Measuring Web-corpus randomness: A progress report

Ciaramita, S.; Baroni, Marco

The Web allows fast and inexpensive construction of general purpose corpora, i.e., corpora that are not meant to represent a specific sublanguage, but a language as a whole, and thus should be unbiased with respect to domains and genres. In this paper, we present an automated, quantitative, knowledge-poor method to evaluate the randomness (with respect to a number of non-random partitions) of a Web corpus. The method is based on the comparison of the word frequency distributions of the target corpus to word frequency distributions from corpora built in deliberately biased ways. We first show that the measure of randomness we devised gives the expected results when tested on random samples from the whole British National Corpus and from biased subsets of BNC documents.
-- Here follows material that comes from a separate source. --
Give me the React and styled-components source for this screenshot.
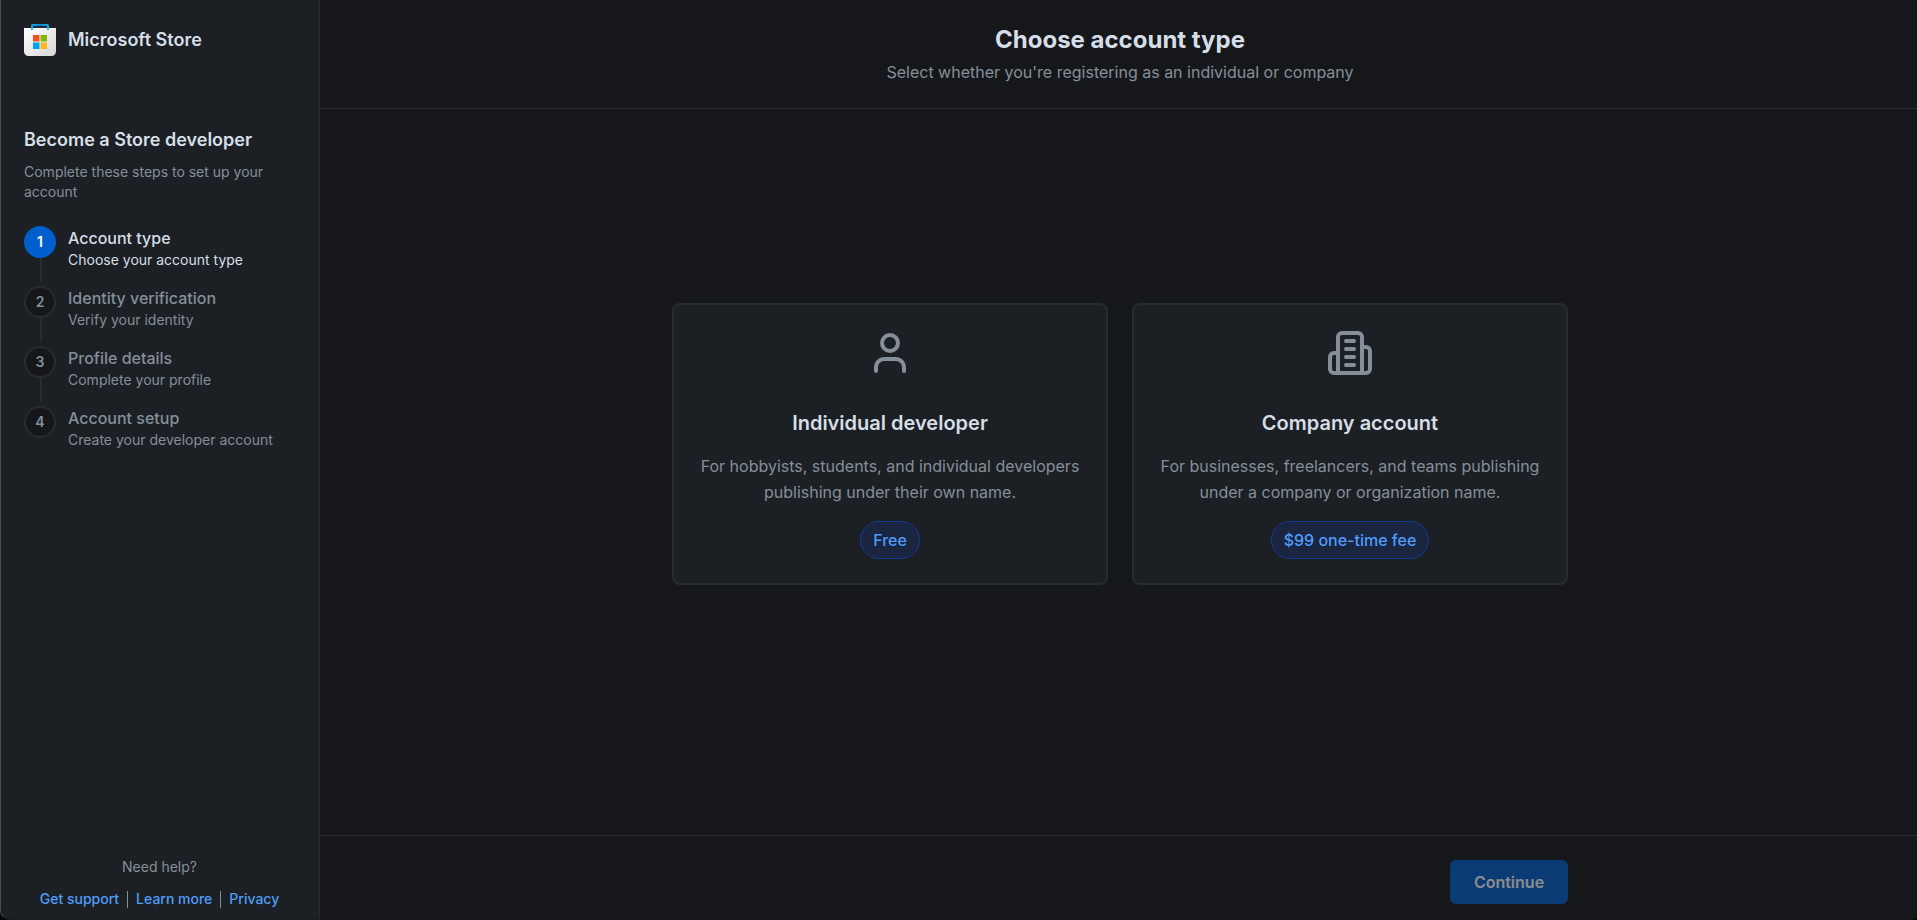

We then apply the method to the task of building a corpus via queries to the Google search engine. We obtain very encouraging results, indicating that our approach can be used, reliably, to distinguish between biased and unbiased document sets. More specifically, the results indicate that medium frequency query terms might lead to more random results (and thus to a less biased corpus) than either high frequency terms or terms selected from the whole frequency spectrum.

Ciaramita S., Baroni M. (2006). Measuring Web-corpus randomness: A progress report. BOLOGNA : Gedit.